If starting indoors, sow seeds 1cm (½”) deep, in sterilized seed starting mix, in peat pots or plug trays. Like its cousins dill and cilantro, parsley develops a taproot that does better if left undisturbed. Sow outdoors in drills 3cm (1¼”) deep, spaced 8cm (3″) apart. Thin final plants to 15cm (6″) apart.

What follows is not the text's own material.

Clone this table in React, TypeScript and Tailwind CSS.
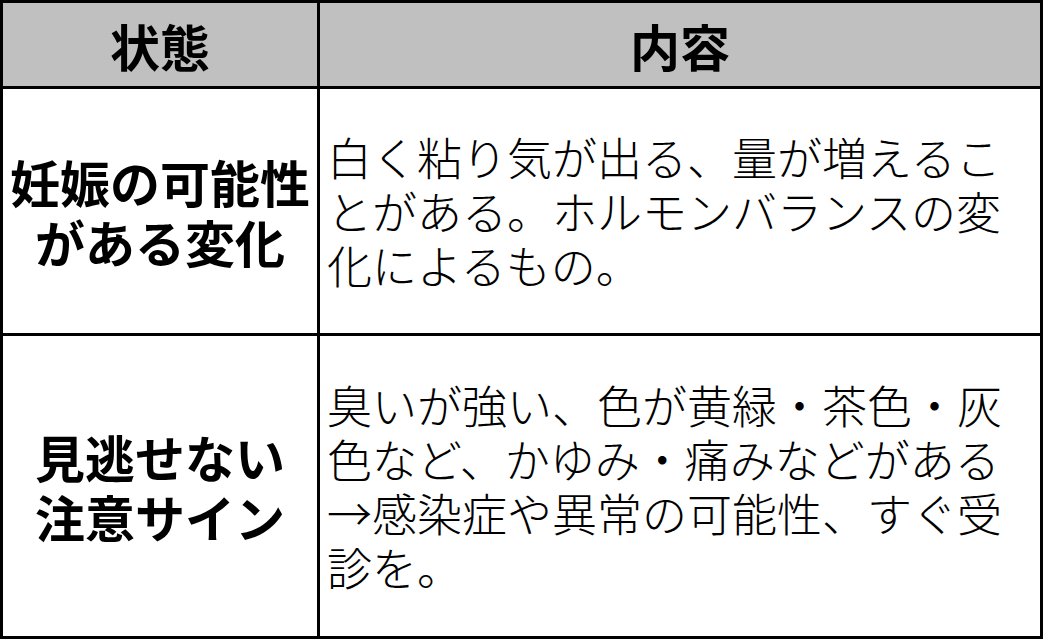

Grow parsley in a deeply dug bed. Add a generous amount of rotted manure or finished compost to the bed several weeks in advance, or the previous fall. For summer crops, aim to grow plants in a place where they will receive some shade during the day – either on the east or west side of a structure or fence works well. For winter crops, start new seeds in late summer and transplant out to a warm, sunny location by September. Parsley will grow all winter (in mild areas) if cloche protection is provided.

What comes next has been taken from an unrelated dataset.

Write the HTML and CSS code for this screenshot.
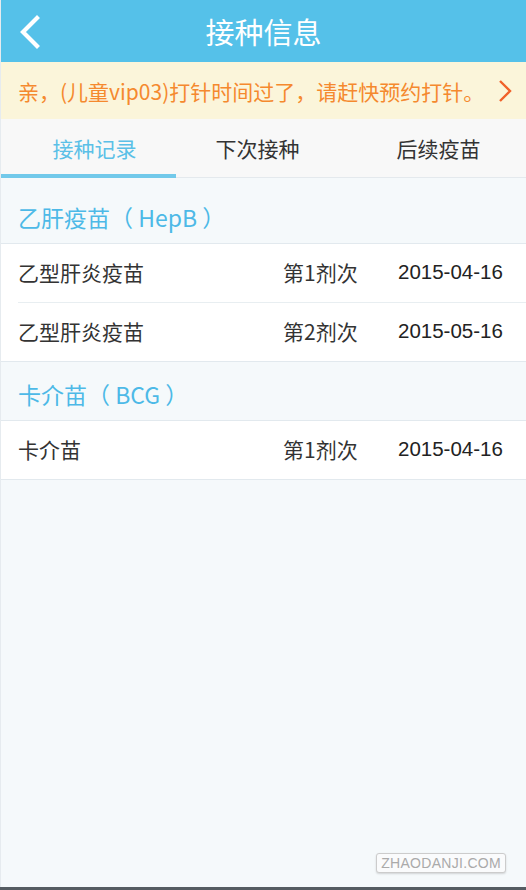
FILE: index.html
```html
<!DOCTYPE html>
<html lang="zh">
<head>
    <meta charset="UTF-8">
    <title>接种信息</title>
    <link rel="stylesheet" href="styles.css">
</head>
<body>
    <div class="page">
        <div class="topbar">
            <span class="back">
                <svg width="24" height="34" viewBox="0 0 24 34"><path d="M19 3 L5 17 L19 31" fill="none" stroke="#fff" stroke-width="4.2" stroke-linecap="square"/></svg>
            </span>
            <h1>接种信息</h1>
        </div>

        <div class="notice">
            <span class="notice-text">亲，(儿童vip03)打针时间过了，请赶快预约打针。</span>
            <svg width="14" height="24" viewBox="0 0 14 24"><path d="M2 2 L12 12 L2 22" fill="none" stroke="#f0612a" stroke-width="2.4"/></svg>
        </div>

        <div class="tabs">
            <div class="tab active"><span>接种记录</span></div>
            <div class="tab"><span>下次接种</span></div>
            <div class="tab"><span>后续疫苗</span></div>
        </div>

        <div class="group first">
            <div class="group-title">乙肝疫苗（ HepB ）</div>
            <div class="list">
                <div class="row">
                    <span class="name">乙型肝炎疫苗</span>
                    <span class="dose">第1剂次</span>
                    <span class="date">2015-04-16</span>
                </div>
                <div class="row">
                    <span class="name">乙型肝炎疫苗</span>
                    <span class="dose">第2剂次</span>
                    <span class="date">2015-05-16</span>
                </div>
            </div>
        </div>

        <div class="group">
            <div class="group-title">卡介苗（ BCG ）</div>
            <div class="list">
                <div class="row">
                    <span class="name">卡介苗</span>
                    <span class="dose">第1剂次</span>
                    <span class="date">2015-04-16</span>
                </div>
            </div>
        </div>

        <div class="watermark">ZHAODANJI.COM</div>
    </div>
    <div class="bottom-edge"></div>
</body>
</html>
```

FILE: styles.css
```css
* {
    margin: 0;
    padding: 0;
    box-sizing: border-box;
}

body {
    font-family: 'Liberation Sans', 'Noto Sans CJK SC', sans-serif;
    background: #f5f9fb;
    overflow: hidden;
}

.page {
    position: relative;
    height: 887px;
    border-left: 1px solid #e6ebef;
}

.topbar {
    height: 62px;
    background: #55c1e9;
    display: flex;
    align-items: center;
    position: relative;
}

.back {
    display: flex;
    padding-left: 17px;
    padding-top: 2px;
}

.topbar h1 {
    flex: 1;
    text-align: center;
    margin-right: 41px;
    color: #fff;
    font-size: 29px;
    font-weight: normal;
    font-family: 'Noto Sans CJK SC', sans-serif;
}

.notice {
    height: 57px;
    background: #fbf5da;
    display: flex;
    align-items: center;
    justify-content: space-between;
    padding: 0 14px 0 17px;
}

.notice-text {
    color: #f5892e;
    font-size: 21px;
    font-family: 'Noto Sans CJK SC', sans-serif;
}

.tabs {
    height: 59px;
    background: #f8f8f8;
    display: grid;
    grid-template-columns: 1fr 1fr 1fr;
    border-bottom: 1px solid #e4e9ed;
}

.tab {
    display: flex;
    align-items: center;
    justify-content: center;
    font-size: 21px;
    color: #333;
    border-bottom: 4px solid transparent;
    margin-bottom: -1px;
    padding-top: 3px;
}

.tab.active {
    color: #5bc0e7;
    border-bottom-color: #72c9ea;
}

.tab.active span {
    margin-left: 12px;
}

.tab:nth-child(2) span {
    margin-right: 12px;
}

.group-title {
    height: 58px;
    display: flex;
    align-items: center;
    padding-left: 17px;
    padding-top: 5px;
    color: #4db9e7;
    font-size: 23px;
    font-family: 'Noto Sans CJK SC', sans-serif;
}

.group.first .group-title {
    height: 65px;
    padding-top: 12px;
}

.list {
    background: #fff;
    border-top: 1px solid #e2e9ee;
    border-bottom: 1px solid #e2e9ee;
    padding-left: 17px;
}

.row {
    height: 58px;
    display: flex;
    align-items: center;
    font-size: 21px;
    color: #333;
    padding-bottom: 2px;
}

.row + .row {
    border-top: 1px solid #e8eef1;
    height: 59px;
}

.name {
    flex: 1;
    font-family: 'Noto Sans CJK SC', sans-serif;
}

.dose {
    width: 115px;
    font-family: 'Noto Sans CJK SC', sans-serif;
}

.date {
    width: 128px;
    color: #222;
    font-size: 20.5px;
}

.watermark {
    position: absolute;
    right: 20px;
    bottom: 14px;
    padding: 1px 4px;
    border: 1px solid #ccc;
    border-radius: 3px;
    background: #fafbfc;
    box-shadow: 0 1px 2px rgba(0,0,0,0.15);
    color: #aaa;
    font-size: 14px;
    letter-spacing: 0.3px;
}

.bottom-edge {
    height: 3px;
    background: #555c62;
}
```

Cut individual sprigs from the outside of the plant or the whole plant as needed. Sprigs can be dried in the food dehydrator. Chop sprigs into the portions that your favourite recipes call for, place into an ice cube tray and add water to cover. When frozen, bag and store until needed. This keeps the parsley fresh for months.
Usual seed life: 3 years.
Parsley likes asparagus, carrots, chives, corn, onions, and tomatoes. The leaves can be sprinkled on asparagus to repel asparagus beetles, and around roses, to improve their scent. Parsley allowed to bloom will attract hoverflies and predatory wasps. Avoid planting it near mint.